Throughout this long and hostile pandemic, filmmakers have been working tirelessly to both preserve the film industry’s future and to provide their viewers with entertaining and insightful films to enjoy and to learn from. These filmmakers present us with movies that prove through their inspiring themes that now more then ever we need the art form of film to tell stories that inform and inspire students around the world to never give up and to be all that they can be.

Nic’s Flicks is a column about movies (photo by Nicolas Ihmels/Nexus).

There is no finer example of this than the phenomenal film franchise known as the Marvel cinematic universe (MCU).Ever since Tony Stark’s spectacular introduction in the MCU’s first superhero movie, 2008’s Iron Man, the MCU has been popping out little Marvel film miracles without showing any sign of franchise fatigue. This is because the films they make don’t just serve as pure fun entertainment: they also show the medium’s true superpower, which is the ability to tell moving stories that resonate with every single person who sees them.

For example, when it was released, Black Panther arguably changed the filmmaking landscape forever by proving the importance of inclusion. Then there’s the upcoming film Shang-Chi and the Legend of the Ten Rings. Throughout this last year we have seen a devastating increase in anti-Asian racism. This behaviour has to stop. Luckily, this is exactly what director Destin Daniel Cretton plans to address with Shang-Chi and the Legend of the Ten Rings. This film will be the first Marvel movie to have an Asian actor, Simu Liu, as its star (Liu is also Canadian). It marks a huge step in the right direction and will hopefully show young Asian actors and directors that it’s not just white people that can make it in Hollywood.
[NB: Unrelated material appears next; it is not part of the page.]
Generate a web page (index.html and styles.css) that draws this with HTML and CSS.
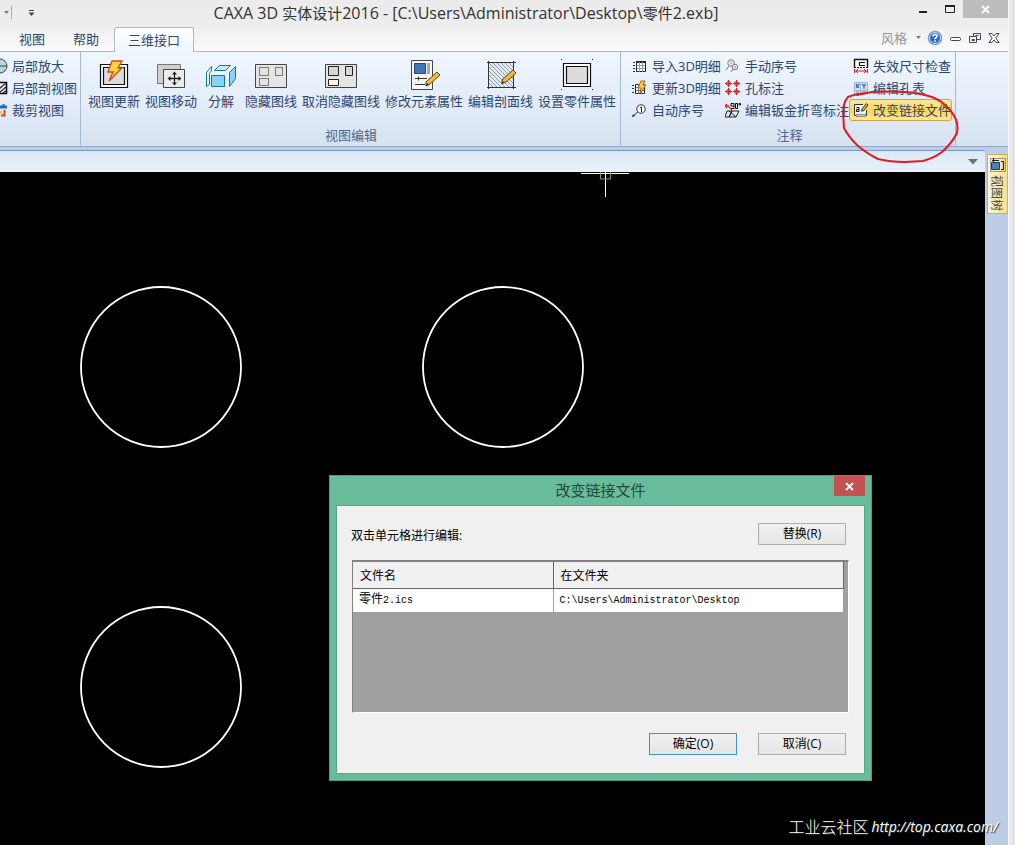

We can learn a lot from film. The most important lesson that us college students can take away from the MCU movies is that we need to start being our own superheroes. Don’t go jumping off of buildings to see if you can fly; what I mean is that we all have our own special talents that we can use to make our world a better place. This is especially true for college students, because we need to keep in mind that we are the generation that will be in charge of building our country back—and maybe making it even better than it was before—when COVID is dealt with.